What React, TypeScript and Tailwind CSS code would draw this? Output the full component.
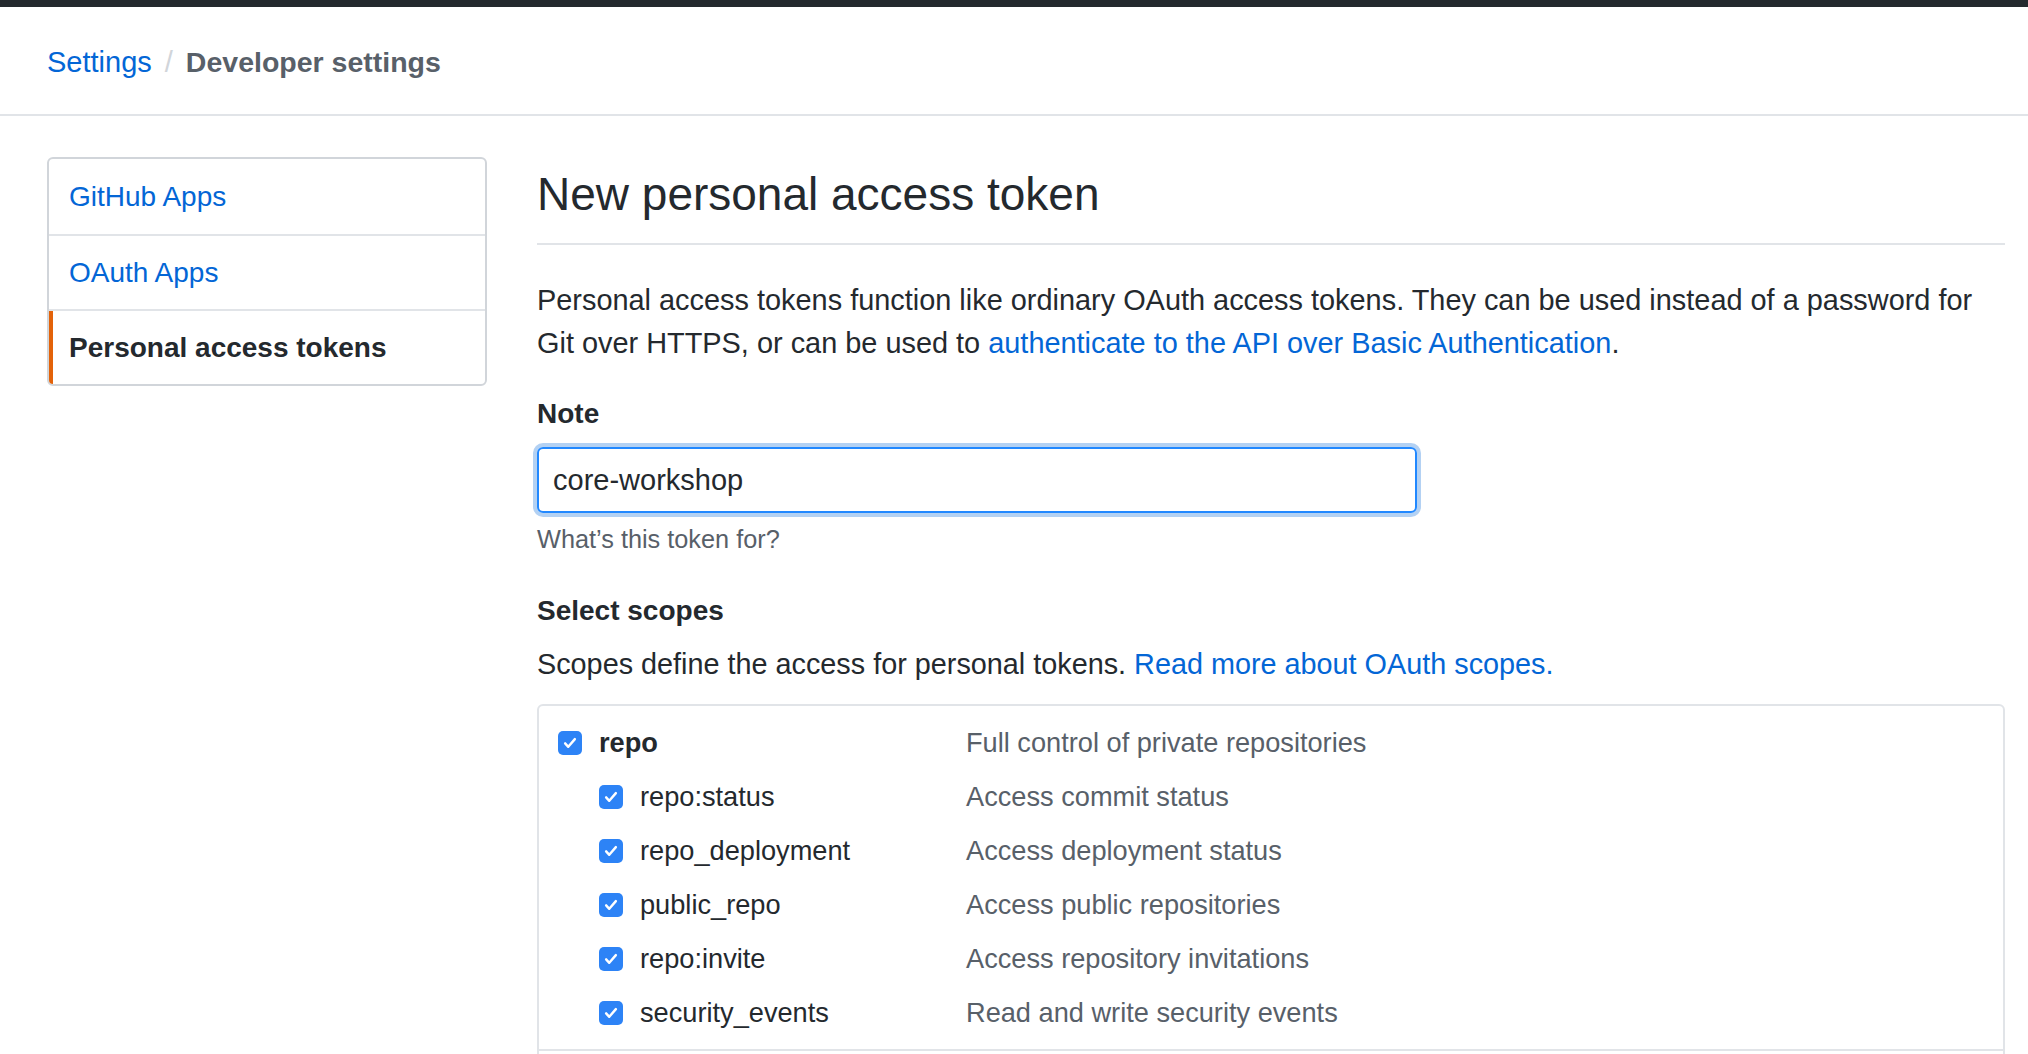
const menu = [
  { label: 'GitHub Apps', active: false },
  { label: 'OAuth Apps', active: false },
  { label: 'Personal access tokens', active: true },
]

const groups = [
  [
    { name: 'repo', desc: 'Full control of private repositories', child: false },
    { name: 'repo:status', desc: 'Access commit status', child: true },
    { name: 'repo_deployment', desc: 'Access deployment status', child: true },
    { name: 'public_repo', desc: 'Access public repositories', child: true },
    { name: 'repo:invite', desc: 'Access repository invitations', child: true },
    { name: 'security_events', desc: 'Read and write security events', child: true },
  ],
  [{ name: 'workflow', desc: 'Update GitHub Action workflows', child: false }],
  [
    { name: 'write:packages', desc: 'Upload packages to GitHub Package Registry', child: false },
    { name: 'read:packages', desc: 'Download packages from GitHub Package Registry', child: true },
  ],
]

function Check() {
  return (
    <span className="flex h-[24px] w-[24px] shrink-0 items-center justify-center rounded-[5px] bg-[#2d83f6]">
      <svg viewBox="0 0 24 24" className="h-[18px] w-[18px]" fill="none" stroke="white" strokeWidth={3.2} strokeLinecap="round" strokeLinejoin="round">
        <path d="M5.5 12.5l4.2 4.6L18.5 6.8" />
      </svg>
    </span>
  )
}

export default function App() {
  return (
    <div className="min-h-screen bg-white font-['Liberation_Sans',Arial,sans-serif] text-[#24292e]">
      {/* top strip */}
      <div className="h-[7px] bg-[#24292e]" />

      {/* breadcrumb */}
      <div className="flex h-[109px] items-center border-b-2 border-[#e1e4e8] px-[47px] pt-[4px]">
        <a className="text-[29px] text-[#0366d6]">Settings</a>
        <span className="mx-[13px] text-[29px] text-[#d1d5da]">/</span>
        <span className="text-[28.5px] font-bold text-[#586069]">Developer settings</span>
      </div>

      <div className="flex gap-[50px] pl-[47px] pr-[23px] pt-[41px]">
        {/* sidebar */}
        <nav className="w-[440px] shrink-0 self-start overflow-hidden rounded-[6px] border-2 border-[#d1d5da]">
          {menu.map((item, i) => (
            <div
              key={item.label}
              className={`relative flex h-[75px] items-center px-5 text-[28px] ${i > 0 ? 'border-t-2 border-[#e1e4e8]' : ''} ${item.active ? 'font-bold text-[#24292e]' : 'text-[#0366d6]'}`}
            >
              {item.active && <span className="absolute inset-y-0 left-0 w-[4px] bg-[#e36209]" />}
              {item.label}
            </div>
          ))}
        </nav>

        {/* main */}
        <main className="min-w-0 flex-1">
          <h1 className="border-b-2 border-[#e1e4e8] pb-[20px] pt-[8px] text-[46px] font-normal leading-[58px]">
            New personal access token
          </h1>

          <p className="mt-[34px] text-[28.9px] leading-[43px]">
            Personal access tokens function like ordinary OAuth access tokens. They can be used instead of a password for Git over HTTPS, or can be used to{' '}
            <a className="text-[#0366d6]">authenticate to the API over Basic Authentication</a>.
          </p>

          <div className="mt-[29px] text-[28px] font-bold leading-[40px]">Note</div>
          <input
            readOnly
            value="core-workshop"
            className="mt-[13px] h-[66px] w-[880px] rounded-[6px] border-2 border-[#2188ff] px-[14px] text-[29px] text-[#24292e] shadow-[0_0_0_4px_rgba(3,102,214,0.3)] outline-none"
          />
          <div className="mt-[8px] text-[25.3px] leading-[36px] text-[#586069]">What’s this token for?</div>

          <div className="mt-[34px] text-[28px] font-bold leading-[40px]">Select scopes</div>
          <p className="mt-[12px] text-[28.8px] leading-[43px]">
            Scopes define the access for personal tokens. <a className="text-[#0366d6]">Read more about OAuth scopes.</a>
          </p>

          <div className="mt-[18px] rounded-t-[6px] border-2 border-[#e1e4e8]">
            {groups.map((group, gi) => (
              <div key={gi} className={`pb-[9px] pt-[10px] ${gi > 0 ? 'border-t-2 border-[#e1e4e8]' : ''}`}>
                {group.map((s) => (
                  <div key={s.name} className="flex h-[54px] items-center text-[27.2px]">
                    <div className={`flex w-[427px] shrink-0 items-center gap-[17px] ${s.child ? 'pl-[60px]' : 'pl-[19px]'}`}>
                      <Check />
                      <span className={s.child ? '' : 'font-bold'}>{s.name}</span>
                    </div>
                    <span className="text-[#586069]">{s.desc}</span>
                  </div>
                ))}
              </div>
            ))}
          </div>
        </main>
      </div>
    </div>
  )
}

============

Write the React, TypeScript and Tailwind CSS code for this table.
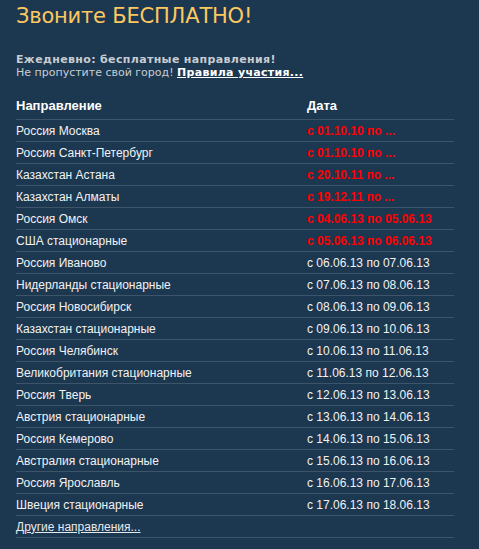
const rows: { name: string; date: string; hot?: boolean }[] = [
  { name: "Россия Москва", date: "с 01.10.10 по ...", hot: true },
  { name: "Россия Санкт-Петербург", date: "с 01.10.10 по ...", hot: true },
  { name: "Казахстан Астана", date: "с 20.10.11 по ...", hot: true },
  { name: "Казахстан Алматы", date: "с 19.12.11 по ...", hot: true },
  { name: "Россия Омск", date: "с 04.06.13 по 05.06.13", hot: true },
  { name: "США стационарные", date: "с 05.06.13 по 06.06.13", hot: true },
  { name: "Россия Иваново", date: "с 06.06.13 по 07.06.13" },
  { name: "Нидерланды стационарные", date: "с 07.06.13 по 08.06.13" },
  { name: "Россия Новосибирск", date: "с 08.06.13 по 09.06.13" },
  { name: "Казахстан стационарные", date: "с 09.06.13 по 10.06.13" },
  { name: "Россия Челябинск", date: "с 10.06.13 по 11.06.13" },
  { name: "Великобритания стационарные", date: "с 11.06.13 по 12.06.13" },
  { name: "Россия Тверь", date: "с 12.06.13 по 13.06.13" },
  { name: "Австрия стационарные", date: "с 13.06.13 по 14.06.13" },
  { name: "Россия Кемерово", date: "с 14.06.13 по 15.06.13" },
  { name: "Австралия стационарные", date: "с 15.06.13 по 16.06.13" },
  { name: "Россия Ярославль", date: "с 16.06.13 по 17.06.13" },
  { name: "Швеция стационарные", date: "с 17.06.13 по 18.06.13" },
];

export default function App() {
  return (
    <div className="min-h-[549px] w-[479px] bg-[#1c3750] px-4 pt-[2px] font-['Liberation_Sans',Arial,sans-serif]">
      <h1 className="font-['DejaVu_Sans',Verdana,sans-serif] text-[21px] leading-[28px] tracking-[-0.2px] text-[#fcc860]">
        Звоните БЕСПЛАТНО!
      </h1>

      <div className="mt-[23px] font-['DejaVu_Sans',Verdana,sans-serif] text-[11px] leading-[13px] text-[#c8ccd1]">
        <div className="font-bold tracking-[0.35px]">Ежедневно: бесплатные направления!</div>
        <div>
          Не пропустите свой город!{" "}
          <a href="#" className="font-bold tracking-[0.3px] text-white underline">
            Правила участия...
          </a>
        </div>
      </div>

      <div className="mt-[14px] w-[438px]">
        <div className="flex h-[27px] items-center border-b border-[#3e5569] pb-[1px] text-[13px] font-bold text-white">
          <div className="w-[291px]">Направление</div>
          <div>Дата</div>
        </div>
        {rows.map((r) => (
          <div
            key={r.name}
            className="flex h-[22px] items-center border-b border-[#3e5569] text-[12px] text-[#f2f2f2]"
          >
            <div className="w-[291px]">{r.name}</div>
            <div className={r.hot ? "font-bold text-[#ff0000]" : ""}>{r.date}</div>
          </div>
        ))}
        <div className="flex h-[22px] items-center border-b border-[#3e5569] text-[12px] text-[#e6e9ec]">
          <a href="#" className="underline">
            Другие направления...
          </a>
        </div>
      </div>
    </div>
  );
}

============

Return every line holding the word "What" from the records.

What React, TypeScript and Tailwind CSS code would draw this? Output the full component.
          <div className="mt-[8px] text-[25.3px] leading-[36px] text-[#586069]">What’s this token for?</div>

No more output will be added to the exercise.